Update Linux to v5.10.109
Sourced from [1]
[1] https://cdn.kernel.org/pub/linux/kernel/v5.x/linux-5.10.109.tar.xz
Change-Id: I19bca9fc6762d4e63bcf3e4cba88bbe560d9c76c
Signed-off-by: Olivier Deprez <olivier.deprez@arm.com>
diff --git a/lib/math/Kconfig b/lib/math/Kconfig
index 15bd50d..f19bc97 100644
--- a/lib/math/Kconfig
+++ b/lib/math/Kconfig
@@ -6,7 +6,12 @@
calculations are in fixed point. Module will be called cordic.
config PRIME_NUMBERS
- tristate
+ tristate "Simple prime number generator for testing"
+ help
+ This option provides a simple prime number generator for test
+ modules.
+
+ If unsure, say N.
config RATIONAL
bool
diff --git a/lib/math/div64.c b/lib/math/div64.c
index 368ca7f..edd1090 100644
--- a/lib/math/div64.c
+++ b/lib/math/div64.c
@@ -190,3 +190,45 @@
return __iter_div_u64_rem(dividend, divisor, remainder);
}
EXPORT_SYMBOL(iter_div_u64_rem);
+
+#ifndef mul_u64_u64_div_u64
+u64 mul_u64_u64_div_u64(u64 a, u64 b, u64 c)
+{
+ u64 res = 0, div, rem;
+ int shift;
+
+ /* can a * b overflow ? */
+ if (ilog2(a) + ilog2(b) > 62) {
+ /*
+ * (b * a) / c is equal to
+ *
+ * (b / c) * a +
+ * (b % c) * a / c
+ *
+ * if nothing overflows. Can the 1st multiplication
+ * overflow?

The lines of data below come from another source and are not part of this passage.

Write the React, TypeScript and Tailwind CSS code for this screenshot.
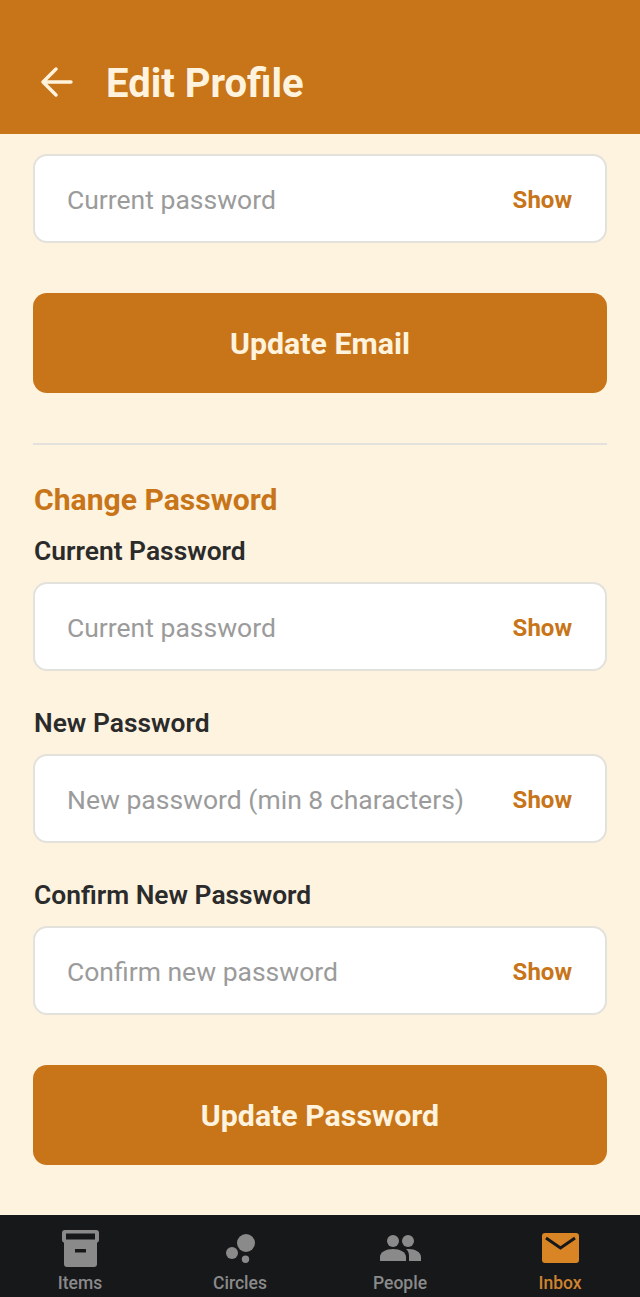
const font = { fontFamily: "Roboto, sans-serif" };

function PasswordField({ placeholder }: { placeholder: string }) {
  return (
    <div className="flex h-[89px] items-center justify-between rounded-[14px] border-2 border-[#e3e1dc] bg-white pl-[32px] pr-[33px]">
      <span className="pt-[3px] text-[26.500px] leading-none text-[#9b9b9b]">{placeholder}</span>
      <span className="pt-[2px] text-[24px] leading-none font-bold text-[#c8751a]">Show</span>
    </div>
  );
}

function Label({ children }: { children: string }) {
  return <div className="mb-[16px] ml-px text-[26.400px] leading-[30px] font-semibold text-[#2b2b2b]">{children}</div>;
}

function PrimaryButton({ children }: { children: string }) {
  return (
    <div className="flex h-[100px] items-center justify-center rounded-[14px] bg-[#c8751a] pt-[2px] text-[30.300px] font-bold text-[#fff3de]">
      {children}
    </div>
  );
}

function NavItem({ label, active, children }: { label: string; active?: boolean; children: React.ReactNode }) {
  return (
    <div className="flex flex-1 flex-col items-center pt-[12px]">
      <div className="flex h-[42px] w-[44px] items-center justify-center">{children}</div>
      <div className={`mt-[3px] text-[17.500px] leading-[22px] font-medium ${active ? "text-[#cf8330]" : "text-[#8a8a8a]"}`}>{label}</div>
    </div>
  );
}

export default function App() {
  return (
    <div style={font} className="flex h-[1297px] w-[640px] flex-col overflow-hidden bg-[#fef3df]">
      {/* header */}
      <div className="flex h-[134px] items-center bg-[#c8751a] pt-[33px] pl-[40px]">
        <svg className="-mt-[3px]" width="33" height="30" viewBox="0 0 33 30" fill="none" stroke="#fff3de" strokeWidth="3.4" strokeLinecap="round" strokeLinejoin="round">
          <path d="M3 15h28M16 2 3 15l13 13" />
        </svg>
        <div className="ml-[33px] pt-[1px] text-[40px] leading-none font-bold text-[#fff3de]">Edit Profile</div>
      </div>

      {/* form */}
      <div className="flex-1 px-[33px] pt-[20px]">
        <PasswordField placeholder="Current password" />
        <div className="mt-[50px]">
          <PrimaryButton>Update Email</PrimaryButton>
        </div>
        <div className="mt-[50px] h-[2px] bg-[#e3e1dc]" />
        <div className="mt-[38px] mb-[19px] ml-px text-[30.100px] leading-[34px] font-bold text-[#c8751a]">Change Password</div>
        <Label>Current Password</Label>
        <PasswordField placeholder="Current password" />
        <div className="mt-[37px]">
          <Label>New Password</Label>
          <PasswordField placeholder="New password (min 8 characters)" />
        </div>
        <div className="mt-[37px]">
          <Label>Confirm New Password</Label>
          <PasswordField placeholder="Confirm new password" />
        </div>
        <div className="mt-[50px]">
          <PrimaryButton>Update Password</PrimaryButton>
        </div>
      </div>

      {/* bottom nav */}
      <div className="flex h-[82px] bg-[#17181a]">
        <NavItem label="Items">
          <svg width="37" height="37" viewBox="0 0 37 37">
            <path fill="#8a8a8a" d="M3 0h31a3 3 0 0 1 3 3v7a3 3 0 0 1-2 2.800V34a3 3 0 0 1-3 3H5a3 3 0 0 1-3-3V12.800A3 3 0 0 1 0 10V3a3 3 0 0 1 3-3Z" />
            <rect x="4" y="3.500" width="29" height="6" fill="#17181a" />
            <rect x="13" y="19" width="11" height="3.500" fill="#17181a" />
          </svg>
        </NavItem>
        <NavItem label="Circles">
          <svg width="29" height="29" viewBox="0 0 29 29" fill="#8a8a8a">
            <circle cx="20" cy="9" r="9" />
            <circle cx="6" cy="19" r="6" />
            <circle cx="19.500" cy="25.300" r="3.700" />
          </svg>
        </NavItem>
        <NavItem label="People">
          <svg width="41" height="26" viewBox="0 0 41 26" fill="#8a8a8a">
            <circle cx="13" cy="6" r="6" />
            <circle cx="28" cy="6" r="6" />
            <path d="M0 26v-4c0-5 6-8 13-8s13 3 13 8v4Z" />
            <path d="M26 14c1 0 2-.1 3-.1 6 0 12 3 12 8v4.100H29v-5c0-3-1-5.500-3-7Z" />
          </svg>
        </NavItem>
        <NavItem label="Inbox" active>
          <svg width="37" height="30" viewBox="0 0 37 30">
            <rect width="37" height="30" rx="3" fill="#d98425" />
            <path d="M4 5l14.500 10L33 5" fill="none" stroke="#17181a" strokeWidth="3" />
          </svg>
        </NavItem>
      </div>
    </div>
  );
}
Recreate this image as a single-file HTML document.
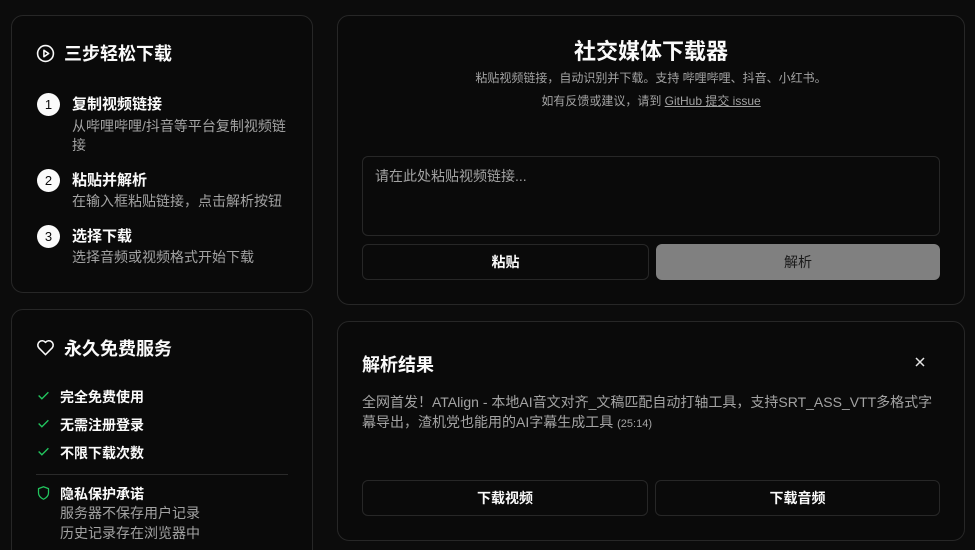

Yes, but we do not care: this can only
+ * happen if the end result can't fit in u64 anyway.
+ *
+ * So the code below does
+ *
+ * res = (b / c) * a;
+ * b = b % c;
+ */
+ div = div64_u64_rem(b, c, &rem);
+ res = div * a;
+ b = rem;
+
+ shift = ilog2(a) + ilog2(b) - 62;
+ if (shift > 0) {
+ /* drop precision */
+ b >>= shift;
+ c >>= shift;
+ if (!c)
+ return res;
+ }
+ }
+
+ return res + div64_u64(a * b, c);
+}
+EXPORT_SYMBOL(mul_u64_u64_div_u64);
+#endif
diff --git a/lib/math/prime_numbers.c b/lib/math/prime_numbers.c
index 052f5b7..d42cebf 100644
--- a/lib/math/prime_numbers.c
+++ b/lib/math/prime_numbers.c
@@ -1,5 +1,5 @@
// SPDX-License-Identifier: GPL-2.0-only
-#define pr_fmt(fmt) "prime numbers: " fmt "\n"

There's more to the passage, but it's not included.